The structure you choose should account for both ownership and governance. Ownership refers to the founders and other stakeholders who own a piece of your company. While the owners ultimately govern the business, many companies establish formal governance structures made up of directors, management, and advisors.
Data and privacy might be the fastest growing category for both legal compliance and entity valuations.
As companies collect data for internal use, how you store and manage your data will determine whether your data is a liability or an asset for your business. You might find a way to use your data to provide better services to your customers. You also might find opportunities to monetize the data you’re collecting.
When that data includes personal information of customers or others, you have additional exposure to expanding liability if you don’t comply with the broad-reaching and expanding rules that have been put in place by different states, countries, and regions around the world.
Building a team in your startup is exciting. You have this opportunity to build a culture that will drive the success of your business.
It is also one of the most difficult areas to manage from a legal perspective. Putting in place the right hiring and firing processes and documentation should be a top priority. Not only are there strict federal and state compliance issues at stake, at this stage of your business the culture you’re building can easily be jeopardized by a misstep with a high-value employee.
Whether you sell a product (new or existing) or you’re providing a service, you need to protect the brand you’ve created around how you deliver your product or service to customers. Brand value can grow to dominate the eventual valuation of your business.

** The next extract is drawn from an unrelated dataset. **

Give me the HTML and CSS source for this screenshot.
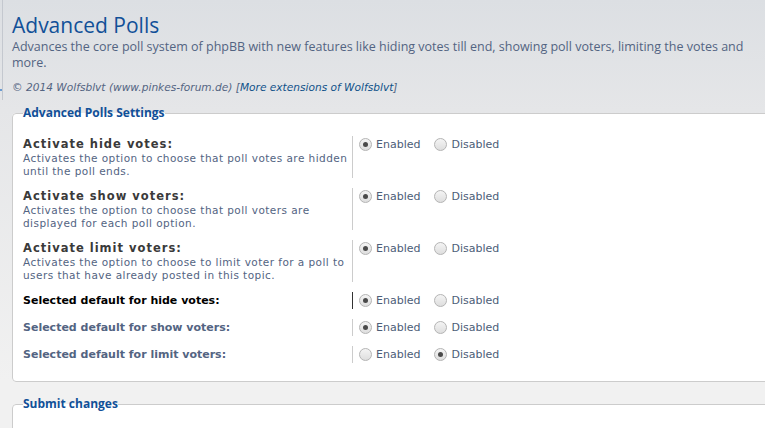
FILE: index.html
```html
<!DOCTYPE html>
<html lang="en">

<head>
    <meta charset="UTF-8">
    <meta name="viewport" content="width=device-width, initial-scale=1.0">
    <title>Advanced Polls</title>
    <link rel="stylesheet" href="styles.css">
</head>

<body>
    <div class="page">
        <!-- Borde del menú lateral -->
        <div class="menu-edge"></div>

        <div class="main">
            <h1>Advanced Polls</h1>
            <p class="intro">Advances the core poll system of phpBB with new features like hiding votes till end, showing poll voters, limiting the votes and more.</p>
            <p class="copyright">&copy; 2014 Wolfsblvt (www.pinkes-forum.de) [<a href="#">More extensions of Wolfsblvt</a>]</p>

            <!-- Ajustes -->
            <form id="pollSettings">
                <fieldset>
                    <legend>Advanced Polls Settings</legend>
                    <dl>
                        <dt><label for="hideVotes">Activate hide votes:</label><span class="explain">Activates the option to choose that poll votes are hidden until the poll ends.</span></dt>
                        <dd>
                            <label><input type="radio" id="hideVotes" name="hide_votes" value="1" checked> Enabled</label>
                            <label><input type="radio" name="hide_votes" value="0"> Disabled</label>
                        </dd>
                    </dl>
                    <dl>
                        <dt><label for="showVoters">Activate show voters:</label><span class="explain">Activates the option to choose that poll voters are displayed for each poll option.</span></dt>
                        <dd>
                            <label><input type="radio" id="showVoters" name="show_voters" value="1" checked> Enabled</label>
                            <label><input type="radio" name="show_voters" value="0"> Disabled</label>
                        </dd>
                    </dl>
                    <dl>
                        <dt><label for="limitVoters">Activate limit voters:</label><span class="explain">Activates the option to choose to limit voter for a poll to users that have already posted in this topic.</span></dt>
                        <dd>
                            <label><input type="radio" id="limitVoters" name="limit_voters" value="1" checked> Enabled</label>
                            <label><input type="radio" name="limit_voters" value="0"> Disabled</label>
                        </dd>
                    </dl>
                    <dl class="hover">
                        <dt class="single"><label for="defHide">Selected default for hide votes:</label></dt>
                        <dd>
                            <label><input type="radio" id="defHide" name="def_hide" value="1" checked> Enabled</label>
                            <label><input type="radio" name="def_hide" value="0"> Disabled</label>
                        </dd>
                    </dl>
                    <dl>
                        <dt class="single"><label for="defShow">Selected default for show voters:</label></dt>
                        <dd>
                            <label><input type="radio" id="defShow" name="def_show" value="1" checked> Enabled</label>
                            <label><input type="radio" name="def_show" value="0"> Disabled</label>
                        </dd>
                    </dl>
                    <dl>
                        <dt class="single"><label for="defLimit">Selected default for limit voters:</label></dt>
                        <dd>
                            <label><input type="radio" id="defLimit" name="def_limit" value="1"> Enabled</label>
                            <label><input type="radio" name="def_limit" value="0" checked> Disabled</label>
                        </dd>
                    </dl>
                </fieldset>

                <fieldset class="submit-buttons">
                    <legend>Submit changes</legend>
                </fieldset>
            </form>
        </div>
    </div>
</body>

</html>
```

FILE: styles.css
```css
/* Estilo general */
body {
    margin: 0;
    padding: 0;
    font-family: "DejaVu Sans", Verdana, sans-serif;
    font-size: 10px;
    color: #536482;
    background: linear-gradient(#dcdfe3, #e5e6e8 110px, #f1f1f1 380px);
    overflow: hidden;
    height: 428px;
}

.page {
    display: flex;
    align-items: flex-start;
}

.menu-edge {
    width: 2px;
    height: 100px;
    flex-shrink: 0;
    border-right: 1px solid #c4c8cf;
    background: linear-gradient(transparent 89px, #6a9bd1 89px, #6a9bd1 91px, transparent 91px);
}

.main {
    flex: 1;
    min-width: 0;
    padding: 11px 0 0 9px;
}

h1 {
    margin: 0;
    font-family: "Open Sans", sans-serif;
    font-size: 21px;
    font-weight: normal;
    line-height: 28px;
    color: #115098;
}

.intro {
    margin: 0;
    padding-right: 6px;
    font-family: "Open Sans", sans-serif;
    font-size: 12.5px;
    line-height: 16px;
    color: #536482;
}

.copyright {
    margin: 9px 0 0;
    font-style: italic;
    font-size: 10.6px;
    line-height: 14px;
    color: #536482;
}

.copyright a {
    color: #105289;
    text-decoration: none;
}

form {
    margin-top: 11px;
}

fieldset {
    margin: 0 -8px 0 0;
    padding: 10px 10px 13px;
    border: 1px solid #cccccc;
    border-radius: 4px;
    background-color: #fff;
}

legend {
    padding: 0;
    font-family: "Open Sans", sans-serif;
    font-size: 12px;
    font-weight: bold;
    line-height: 16px;
    color: #115098;
}

.submit-buttons {
    margin-top: 14px;
    padding-bottom: 0;
    height: 24px;
}

dl {
    display: flex;
    margin: 0;
    padding: 5px 0;
}

dt {
    width: 329px;
    flex-shrink: 0;
    border-right: 1px solid #cccccc;
}

dt label {
    display: block;
    font-weight: bold;
    font-size: 11.5px;
    letter-spacing: 1px;
    line-height: 16px;
    color: #3a3a3a;
}

dt.single label {
    font-size: 11px;
    letter-spacing: 0;
    line-height: 17px;
    color: #536482;
}

.hover dt {
    border-right-color: #333;
}

.hover dt label {
    color: #000;
}

.explain {
    display: block;
    font-size: 10.5px;
    letter-spacing: 0.45px;
    line-height: 13px;
    color: #536482;
}

dd {
    margin: 0 0 0 6px;
    display: flex;
    align-items: center;
    gap: 14px;
    height: 16px;
}

dl:has(.single) dd {
    height: 17px;
}

dd label {
    display: flex;
    align-items: center;
    gap: 4px;
    font-size: 11px;
    color: #4c5d77;
}

input[type="radio"] {
    appearance: none;
    margin: 0;
    width: 13px;
    height: 13px;
    border: 1px solid #b4b4b4;
    border-radius: 50%;
    background: linear-gradient(#f4f4f4, #dedede);
    display: grid;
    place-content: center;
}

input[type="radio"]:checked::before {
    content: "";
    width: 5px;
    height: 5px;
    border-radius: 50%;
    background-color: #4a4a4a;
}
```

Trademarks, trade dress, and copyrights are critical tools for protecting your brand against infringers who would be glad to ride the wave you’ve built through hard work. This means it’s important to build a unique brand that stands on its own, so you aren’t accused of riding another company’s wave.
It also means you should formally protect your brand and monitor for potential infringers. Lastly, you should create internal processes that consistently build a coherent brand for your business.
You might find investors at any stage of your business who want to provide financial support and participate in the ownership of your business. Outside investment can give your company a boost towards success by creating opportunities for expansion that aren’t possible even with consistent, stable growth.
Of course, you need to play by the rules with investors because you become accountable to them, whether they are friends and family, angels, venture capitalists, private equity, or institutional investors. The government is also watching to make sure you’re being fair, so you need to be careful to comply with applicable securities laws.
The best approach with your business is to be “investment ready” at all times. This means doing the things you need to so investors will be attracted to your business and not turned off by any disorganization with your due diligence documentation.
As we all know, you should be ready to get financial help before you need it, because by the time you need it you might be too late.
Use these legal milestones as your startup training plan to build a successful business, just like you would use a training plan to successfully run a marathon. It won’t eliminate all the work and persistence you’ll need to get there, but it will help guide you along your way to the successful accomplishment you’re working toward.